Candlepower is a rating of light output at the source, using English measurements.
Foot-candles are a measurement of light at an illuminated object.
Lumens are a metric equivalent to foot-candles in that they are measured at an object you want to illuminate.
Divide the number of lumens you have produced, or are capable of producing, by 12.57 and you get the candlepower equivalent of that light source.

When you see a candlepower measurement from a manufacturer, it's usually a measurement of only the brightest part of the beam.

When you see lumens, it's the sum total of all output. Sometimes this is measured using the reflector etc. and this results in lower numbers (e.g., Surefire), sometimes companies measure the total light coming out of the source without using the reflector which results in higher numbers (e.g., most other companies).

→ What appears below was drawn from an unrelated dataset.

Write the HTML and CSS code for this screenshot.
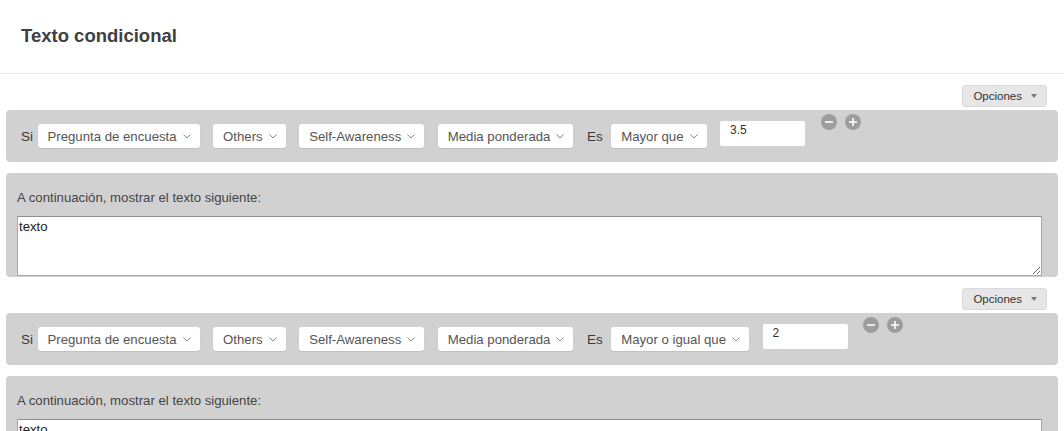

So, manufacturer's candlepower measurements are brightest part of the beam (a pencil-thin beam that's very bright would have high candlepower even though total light output is low), and lumens are measured as total output but say nothing about the brightest part of the beam. It's a simple exercise to see that you can't convert from one to the other. There's no way to derive total light output knowing just how bright one part of the beam is, and there's no way to derive how bright the beam is knowing only the total output. And to confuse things, companies measure the outputs using different methods, to make their lamps look brighter than their competitors'.
 
I never quite understood that. Thanks, Joe. That makes perfect sense.
 
Lumens are measured with a device called an integrating sphere. It measures the gross amount of light produced from the source.

Candlepower is measured at a specific point. If the light source produces a single, colimated beam, the Lumens and Candlepower can be related. But, that is a very exceptional case.